__INSTRUCTIONS FOR THE TASK__. Pick out and copy every line below that has the word "page".

__MATERIAL__.
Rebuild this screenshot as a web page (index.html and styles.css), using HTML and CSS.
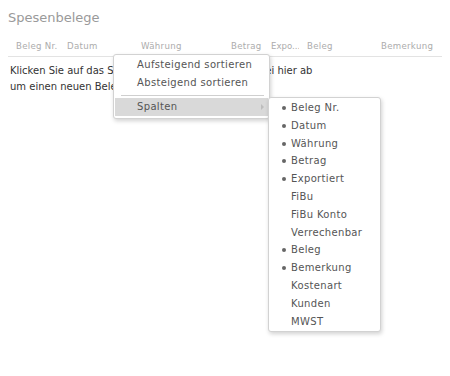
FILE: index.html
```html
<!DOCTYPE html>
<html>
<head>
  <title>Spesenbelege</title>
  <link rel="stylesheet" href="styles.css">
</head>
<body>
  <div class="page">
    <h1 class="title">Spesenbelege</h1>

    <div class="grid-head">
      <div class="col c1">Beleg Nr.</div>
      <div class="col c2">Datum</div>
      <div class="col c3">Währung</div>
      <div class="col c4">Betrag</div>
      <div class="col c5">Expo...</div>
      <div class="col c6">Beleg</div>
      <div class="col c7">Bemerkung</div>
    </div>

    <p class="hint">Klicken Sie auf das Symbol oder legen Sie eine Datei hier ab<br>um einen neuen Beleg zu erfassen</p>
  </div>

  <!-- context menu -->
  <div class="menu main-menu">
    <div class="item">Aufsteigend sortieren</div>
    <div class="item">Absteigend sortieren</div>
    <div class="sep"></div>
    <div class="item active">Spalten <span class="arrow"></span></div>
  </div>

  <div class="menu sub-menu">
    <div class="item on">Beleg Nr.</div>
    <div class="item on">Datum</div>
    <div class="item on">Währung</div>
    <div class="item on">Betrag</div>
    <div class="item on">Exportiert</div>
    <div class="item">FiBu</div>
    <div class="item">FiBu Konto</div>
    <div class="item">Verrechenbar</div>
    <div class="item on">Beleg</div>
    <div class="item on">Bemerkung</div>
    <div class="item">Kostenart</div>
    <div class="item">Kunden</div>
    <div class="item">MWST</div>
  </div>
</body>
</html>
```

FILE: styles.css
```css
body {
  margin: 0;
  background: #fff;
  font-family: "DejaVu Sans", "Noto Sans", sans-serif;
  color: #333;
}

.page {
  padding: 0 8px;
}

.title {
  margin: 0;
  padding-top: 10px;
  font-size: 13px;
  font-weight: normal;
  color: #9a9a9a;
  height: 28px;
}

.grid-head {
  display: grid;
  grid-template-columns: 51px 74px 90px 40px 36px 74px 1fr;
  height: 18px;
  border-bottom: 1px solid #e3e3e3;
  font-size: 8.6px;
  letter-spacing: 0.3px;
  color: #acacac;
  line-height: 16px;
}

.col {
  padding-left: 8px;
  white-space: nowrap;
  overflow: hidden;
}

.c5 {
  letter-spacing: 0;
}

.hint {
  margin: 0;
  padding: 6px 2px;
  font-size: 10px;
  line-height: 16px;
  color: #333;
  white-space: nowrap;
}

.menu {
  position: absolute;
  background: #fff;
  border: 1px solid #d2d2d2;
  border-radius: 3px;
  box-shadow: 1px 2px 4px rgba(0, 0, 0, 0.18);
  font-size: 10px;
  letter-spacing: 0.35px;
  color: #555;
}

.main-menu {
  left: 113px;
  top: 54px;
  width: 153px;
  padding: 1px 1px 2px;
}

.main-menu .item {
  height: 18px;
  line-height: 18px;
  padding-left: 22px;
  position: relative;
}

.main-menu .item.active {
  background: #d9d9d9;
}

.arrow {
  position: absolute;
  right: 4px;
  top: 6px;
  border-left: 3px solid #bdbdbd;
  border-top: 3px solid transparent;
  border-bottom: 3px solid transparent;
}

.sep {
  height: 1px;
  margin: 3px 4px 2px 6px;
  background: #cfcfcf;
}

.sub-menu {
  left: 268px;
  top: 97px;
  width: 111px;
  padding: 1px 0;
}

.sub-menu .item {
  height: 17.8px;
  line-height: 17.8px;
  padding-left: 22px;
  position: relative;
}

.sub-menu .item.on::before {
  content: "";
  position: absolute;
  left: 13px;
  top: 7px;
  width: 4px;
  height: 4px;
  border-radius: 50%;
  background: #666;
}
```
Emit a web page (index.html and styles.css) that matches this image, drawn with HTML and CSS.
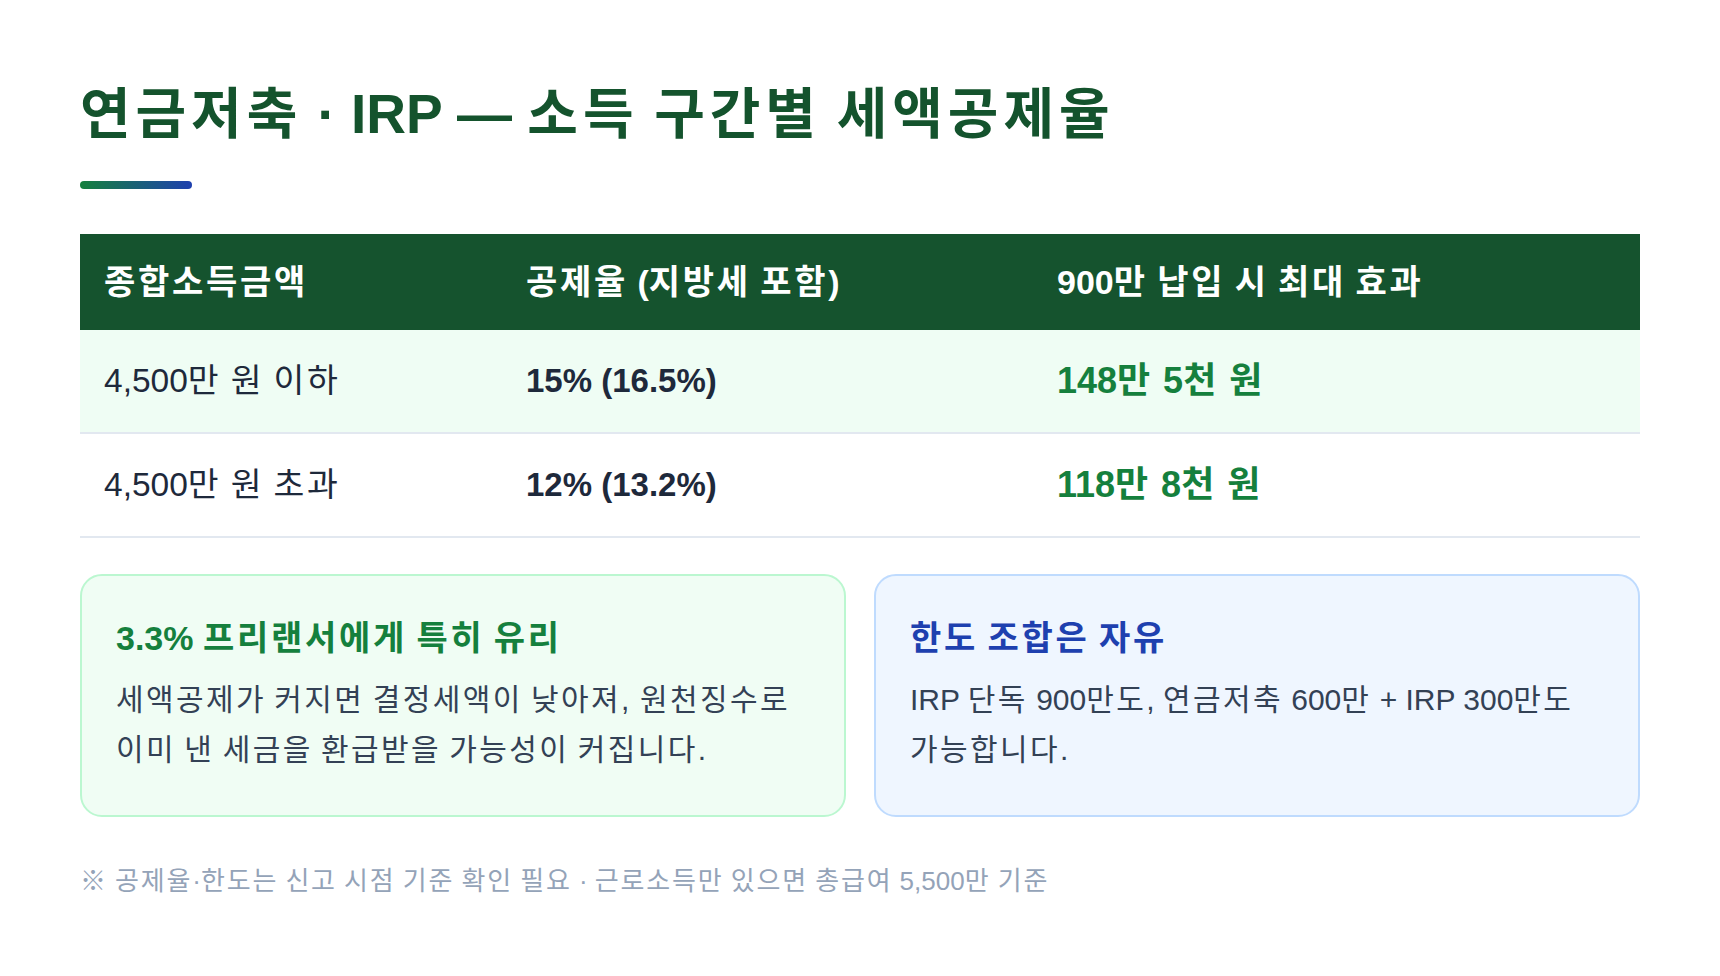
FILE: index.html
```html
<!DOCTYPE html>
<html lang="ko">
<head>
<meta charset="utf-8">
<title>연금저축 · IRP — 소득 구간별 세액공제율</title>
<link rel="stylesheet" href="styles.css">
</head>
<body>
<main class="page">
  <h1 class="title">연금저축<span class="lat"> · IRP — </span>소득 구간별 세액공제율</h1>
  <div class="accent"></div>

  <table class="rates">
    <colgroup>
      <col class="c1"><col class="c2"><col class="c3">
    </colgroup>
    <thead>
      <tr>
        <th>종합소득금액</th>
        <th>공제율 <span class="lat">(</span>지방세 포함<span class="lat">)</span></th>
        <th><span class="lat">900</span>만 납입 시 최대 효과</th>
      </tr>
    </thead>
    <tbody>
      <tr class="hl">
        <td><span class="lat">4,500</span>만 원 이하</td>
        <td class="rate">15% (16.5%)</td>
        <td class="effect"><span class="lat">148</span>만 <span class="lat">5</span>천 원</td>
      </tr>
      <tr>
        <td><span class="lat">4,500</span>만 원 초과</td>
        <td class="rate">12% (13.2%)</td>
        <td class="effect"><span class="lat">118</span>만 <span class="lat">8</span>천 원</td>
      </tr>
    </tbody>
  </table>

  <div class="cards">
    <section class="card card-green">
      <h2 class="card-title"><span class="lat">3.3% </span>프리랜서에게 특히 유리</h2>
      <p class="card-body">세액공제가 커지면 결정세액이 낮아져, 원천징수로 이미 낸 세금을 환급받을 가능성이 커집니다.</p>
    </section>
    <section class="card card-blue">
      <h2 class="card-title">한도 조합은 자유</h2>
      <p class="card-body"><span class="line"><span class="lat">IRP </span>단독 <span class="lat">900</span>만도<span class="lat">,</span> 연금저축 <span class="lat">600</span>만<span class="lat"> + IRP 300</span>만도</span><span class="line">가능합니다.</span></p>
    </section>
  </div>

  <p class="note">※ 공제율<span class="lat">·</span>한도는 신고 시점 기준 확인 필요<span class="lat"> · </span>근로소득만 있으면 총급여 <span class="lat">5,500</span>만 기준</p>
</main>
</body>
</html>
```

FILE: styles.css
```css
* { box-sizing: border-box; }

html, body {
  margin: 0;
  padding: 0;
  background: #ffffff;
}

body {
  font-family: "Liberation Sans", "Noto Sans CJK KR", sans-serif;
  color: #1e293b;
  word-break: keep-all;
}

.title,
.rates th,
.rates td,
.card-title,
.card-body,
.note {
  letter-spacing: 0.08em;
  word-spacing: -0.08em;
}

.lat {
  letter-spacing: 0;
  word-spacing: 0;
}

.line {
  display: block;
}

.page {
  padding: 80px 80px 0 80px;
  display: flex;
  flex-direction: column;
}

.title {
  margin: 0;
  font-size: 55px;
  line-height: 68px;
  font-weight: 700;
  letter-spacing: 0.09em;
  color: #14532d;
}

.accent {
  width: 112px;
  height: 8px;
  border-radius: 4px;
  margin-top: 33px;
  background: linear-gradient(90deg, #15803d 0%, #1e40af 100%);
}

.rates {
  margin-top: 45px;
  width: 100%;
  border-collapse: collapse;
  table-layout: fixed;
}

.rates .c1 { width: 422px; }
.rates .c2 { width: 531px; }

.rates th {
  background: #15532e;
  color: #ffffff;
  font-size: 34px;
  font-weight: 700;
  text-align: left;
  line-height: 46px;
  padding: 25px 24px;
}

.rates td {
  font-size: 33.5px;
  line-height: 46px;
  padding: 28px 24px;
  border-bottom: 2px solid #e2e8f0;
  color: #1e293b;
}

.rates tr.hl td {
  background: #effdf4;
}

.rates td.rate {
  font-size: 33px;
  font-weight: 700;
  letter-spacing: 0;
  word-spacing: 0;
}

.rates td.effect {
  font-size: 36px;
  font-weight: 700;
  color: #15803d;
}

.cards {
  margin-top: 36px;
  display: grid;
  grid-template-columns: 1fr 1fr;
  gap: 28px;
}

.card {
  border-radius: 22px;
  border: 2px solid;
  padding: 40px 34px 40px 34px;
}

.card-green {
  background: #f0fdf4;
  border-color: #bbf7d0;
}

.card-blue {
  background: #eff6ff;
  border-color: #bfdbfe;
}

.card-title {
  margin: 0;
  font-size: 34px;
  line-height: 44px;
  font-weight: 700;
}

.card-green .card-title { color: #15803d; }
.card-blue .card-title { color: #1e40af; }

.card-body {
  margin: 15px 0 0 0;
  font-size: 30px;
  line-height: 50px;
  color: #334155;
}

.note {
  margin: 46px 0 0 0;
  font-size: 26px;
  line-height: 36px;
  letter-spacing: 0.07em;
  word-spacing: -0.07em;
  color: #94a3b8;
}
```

__SOLUTION TO THE EXERCISE__.
Rebuild this screenshot as a web page (index.html and styles.css), using HTML and CSS.
  <div class="page">
.page {
Emit a web page (index.html and styles.css) that matches this image, drawn with HTML and CSS.
<main class="page">
.page {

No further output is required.